**EXERCISE INSTRUCTIONS**
Copy each line where the word "that" occurs.

**DATA SEGMENT**
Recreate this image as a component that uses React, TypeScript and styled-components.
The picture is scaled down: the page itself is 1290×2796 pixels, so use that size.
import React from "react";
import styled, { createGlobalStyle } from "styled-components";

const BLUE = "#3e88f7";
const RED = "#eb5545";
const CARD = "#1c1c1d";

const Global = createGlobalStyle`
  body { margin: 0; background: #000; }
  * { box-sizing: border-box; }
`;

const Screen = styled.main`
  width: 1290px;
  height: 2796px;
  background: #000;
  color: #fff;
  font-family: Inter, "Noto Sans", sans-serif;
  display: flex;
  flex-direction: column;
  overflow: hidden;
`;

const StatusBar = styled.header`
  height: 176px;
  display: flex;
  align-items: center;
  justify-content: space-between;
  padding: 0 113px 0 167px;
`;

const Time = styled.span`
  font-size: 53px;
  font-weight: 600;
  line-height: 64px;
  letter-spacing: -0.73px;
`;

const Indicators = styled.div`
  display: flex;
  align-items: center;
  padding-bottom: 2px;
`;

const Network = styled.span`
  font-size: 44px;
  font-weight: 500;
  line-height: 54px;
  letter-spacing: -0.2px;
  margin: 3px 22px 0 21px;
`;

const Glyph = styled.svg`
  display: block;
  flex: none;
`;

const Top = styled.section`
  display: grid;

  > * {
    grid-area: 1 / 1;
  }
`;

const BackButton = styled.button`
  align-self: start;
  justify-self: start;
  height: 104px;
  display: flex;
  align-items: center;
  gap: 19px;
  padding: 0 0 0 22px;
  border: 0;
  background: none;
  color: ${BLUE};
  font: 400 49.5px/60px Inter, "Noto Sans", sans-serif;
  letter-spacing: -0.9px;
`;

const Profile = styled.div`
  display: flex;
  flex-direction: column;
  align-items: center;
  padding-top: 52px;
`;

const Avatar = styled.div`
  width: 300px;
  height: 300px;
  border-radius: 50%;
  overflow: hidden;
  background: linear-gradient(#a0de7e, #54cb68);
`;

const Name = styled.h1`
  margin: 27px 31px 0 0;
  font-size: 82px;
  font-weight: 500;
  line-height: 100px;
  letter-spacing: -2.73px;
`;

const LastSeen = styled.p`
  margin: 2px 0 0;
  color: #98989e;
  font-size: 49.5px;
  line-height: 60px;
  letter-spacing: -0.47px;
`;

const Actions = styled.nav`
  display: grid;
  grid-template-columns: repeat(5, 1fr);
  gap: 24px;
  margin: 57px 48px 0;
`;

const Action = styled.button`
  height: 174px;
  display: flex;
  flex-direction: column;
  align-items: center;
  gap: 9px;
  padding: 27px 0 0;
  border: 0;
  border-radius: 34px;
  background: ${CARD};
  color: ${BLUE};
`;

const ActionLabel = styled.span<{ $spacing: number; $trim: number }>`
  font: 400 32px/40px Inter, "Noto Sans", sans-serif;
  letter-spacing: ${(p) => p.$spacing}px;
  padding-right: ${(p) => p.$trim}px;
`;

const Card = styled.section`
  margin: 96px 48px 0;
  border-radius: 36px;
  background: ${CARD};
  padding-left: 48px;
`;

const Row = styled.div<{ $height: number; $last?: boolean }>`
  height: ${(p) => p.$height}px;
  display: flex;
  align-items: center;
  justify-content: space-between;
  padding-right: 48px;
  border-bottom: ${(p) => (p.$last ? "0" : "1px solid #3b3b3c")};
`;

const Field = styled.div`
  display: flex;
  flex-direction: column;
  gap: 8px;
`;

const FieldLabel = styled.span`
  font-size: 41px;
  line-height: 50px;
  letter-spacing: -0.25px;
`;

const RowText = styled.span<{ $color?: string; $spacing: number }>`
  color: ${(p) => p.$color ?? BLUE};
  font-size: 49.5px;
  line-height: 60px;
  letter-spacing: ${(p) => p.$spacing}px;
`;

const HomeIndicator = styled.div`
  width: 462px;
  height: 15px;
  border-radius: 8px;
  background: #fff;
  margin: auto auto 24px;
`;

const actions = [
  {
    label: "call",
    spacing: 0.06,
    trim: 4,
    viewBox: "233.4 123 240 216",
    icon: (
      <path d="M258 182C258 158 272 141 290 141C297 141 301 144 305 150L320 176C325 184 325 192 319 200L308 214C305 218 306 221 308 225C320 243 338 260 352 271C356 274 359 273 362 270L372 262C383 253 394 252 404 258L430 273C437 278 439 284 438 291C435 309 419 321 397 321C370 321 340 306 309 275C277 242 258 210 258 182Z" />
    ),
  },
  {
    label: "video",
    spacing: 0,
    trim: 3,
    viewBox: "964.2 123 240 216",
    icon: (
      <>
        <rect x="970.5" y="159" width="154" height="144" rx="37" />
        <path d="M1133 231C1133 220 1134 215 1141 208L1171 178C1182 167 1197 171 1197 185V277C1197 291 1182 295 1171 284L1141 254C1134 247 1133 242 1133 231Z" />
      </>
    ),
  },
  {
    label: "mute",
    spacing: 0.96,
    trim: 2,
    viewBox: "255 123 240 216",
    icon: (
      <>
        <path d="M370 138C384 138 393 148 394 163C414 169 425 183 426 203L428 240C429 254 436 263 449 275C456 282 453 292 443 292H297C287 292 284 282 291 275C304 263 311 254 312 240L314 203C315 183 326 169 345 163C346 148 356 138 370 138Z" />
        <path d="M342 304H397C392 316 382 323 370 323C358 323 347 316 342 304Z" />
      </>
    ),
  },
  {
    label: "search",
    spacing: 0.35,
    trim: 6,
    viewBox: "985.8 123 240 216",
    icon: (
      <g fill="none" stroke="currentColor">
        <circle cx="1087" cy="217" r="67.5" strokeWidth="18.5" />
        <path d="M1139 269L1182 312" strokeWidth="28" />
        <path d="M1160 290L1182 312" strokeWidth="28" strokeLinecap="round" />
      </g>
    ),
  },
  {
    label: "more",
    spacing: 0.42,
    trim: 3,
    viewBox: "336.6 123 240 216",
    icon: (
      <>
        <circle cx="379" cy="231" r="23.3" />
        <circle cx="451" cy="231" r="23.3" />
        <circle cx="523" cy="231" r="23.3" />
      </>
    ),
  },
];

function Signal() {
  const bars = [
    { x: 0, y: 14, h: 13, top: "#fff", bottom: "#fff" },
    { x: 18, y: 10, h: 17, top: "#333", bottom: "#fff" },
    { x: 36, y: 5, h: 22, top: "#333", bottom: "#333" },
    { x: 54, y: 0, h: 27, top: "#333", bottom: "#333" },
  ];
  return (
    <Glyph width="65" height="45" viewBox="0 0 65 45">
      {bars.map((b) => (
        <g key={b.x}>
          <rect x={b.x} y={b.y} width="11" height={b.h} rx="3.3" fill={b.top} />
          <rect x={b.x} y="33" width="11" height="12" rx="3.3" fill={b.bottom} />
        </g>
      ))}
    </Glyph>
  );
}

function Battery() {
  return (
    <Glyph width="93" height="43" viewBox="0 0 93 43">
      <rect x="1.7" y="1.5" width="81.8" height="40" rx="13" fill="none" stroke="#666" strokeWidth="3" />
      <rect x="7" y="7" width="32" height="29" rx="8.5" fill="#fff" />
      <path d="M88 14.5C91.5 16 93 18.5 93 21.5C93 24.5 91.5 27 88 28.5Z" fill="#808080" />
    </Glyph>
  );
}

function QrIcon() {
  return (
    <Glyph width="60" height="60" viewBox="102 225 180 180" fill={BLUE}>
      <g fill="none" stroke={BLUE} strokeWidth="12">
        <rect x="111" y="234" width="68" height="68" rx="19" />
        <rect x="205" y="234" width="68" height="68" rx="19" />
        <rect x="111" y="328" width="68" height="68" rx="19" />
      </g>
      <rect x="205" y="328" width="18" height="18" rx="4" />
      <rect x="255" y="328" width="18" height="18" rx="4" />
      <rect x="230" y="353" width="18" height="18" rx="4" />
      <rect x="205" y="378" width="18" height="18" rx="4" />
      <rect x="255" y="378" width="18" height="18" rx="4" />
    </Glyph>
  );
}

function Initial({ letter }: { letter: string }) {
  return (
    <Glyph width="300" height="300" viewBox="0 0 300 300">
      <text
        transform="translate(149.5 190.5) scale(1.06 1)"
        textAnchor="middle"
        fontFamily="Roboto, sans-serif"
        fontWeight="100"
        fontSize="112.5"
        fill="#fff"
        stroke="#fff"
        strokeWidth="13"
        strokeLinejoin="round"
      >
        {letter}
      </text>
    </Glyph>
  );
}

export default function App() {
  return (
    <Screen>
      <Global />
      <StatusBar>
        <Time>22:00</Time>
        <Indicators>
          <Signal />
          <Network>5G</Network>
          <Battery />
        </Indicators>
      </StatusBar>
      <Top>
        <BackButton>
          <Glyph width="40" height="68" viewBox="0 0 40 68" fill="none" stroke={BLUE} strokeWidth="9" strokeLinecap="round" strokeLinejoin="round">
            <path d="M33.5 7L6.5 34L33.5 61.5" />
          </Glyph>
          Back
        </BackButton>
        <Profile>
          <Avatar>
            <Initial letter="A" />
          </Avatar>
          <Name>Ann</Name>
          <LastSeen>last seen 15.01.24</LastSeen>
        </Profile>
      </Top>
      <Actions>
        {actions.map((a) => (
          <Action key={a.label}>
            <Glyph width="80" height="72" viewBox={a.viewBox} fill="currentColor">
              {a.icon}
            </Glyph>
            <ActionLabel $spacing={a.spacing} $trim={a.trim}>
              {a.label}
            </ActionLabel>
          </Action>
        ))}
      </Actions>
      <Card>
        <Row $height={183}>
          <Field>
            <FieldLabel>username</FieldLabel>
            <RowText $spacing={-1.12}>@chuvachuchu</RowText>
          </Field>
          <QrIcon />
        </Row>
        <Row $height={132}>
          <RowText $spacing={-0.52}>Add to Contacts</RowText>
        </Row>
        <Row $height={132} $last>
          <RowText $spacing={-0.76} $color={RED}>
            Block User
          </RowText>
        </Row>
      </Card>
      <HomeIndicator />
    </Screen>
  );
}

**SOLVED EXERCISE**
Recreate this image as a component that uses React, TypeScript and styled-components.
The picture is scaled down: the page itself is 1290×2796 pixels, so use that size.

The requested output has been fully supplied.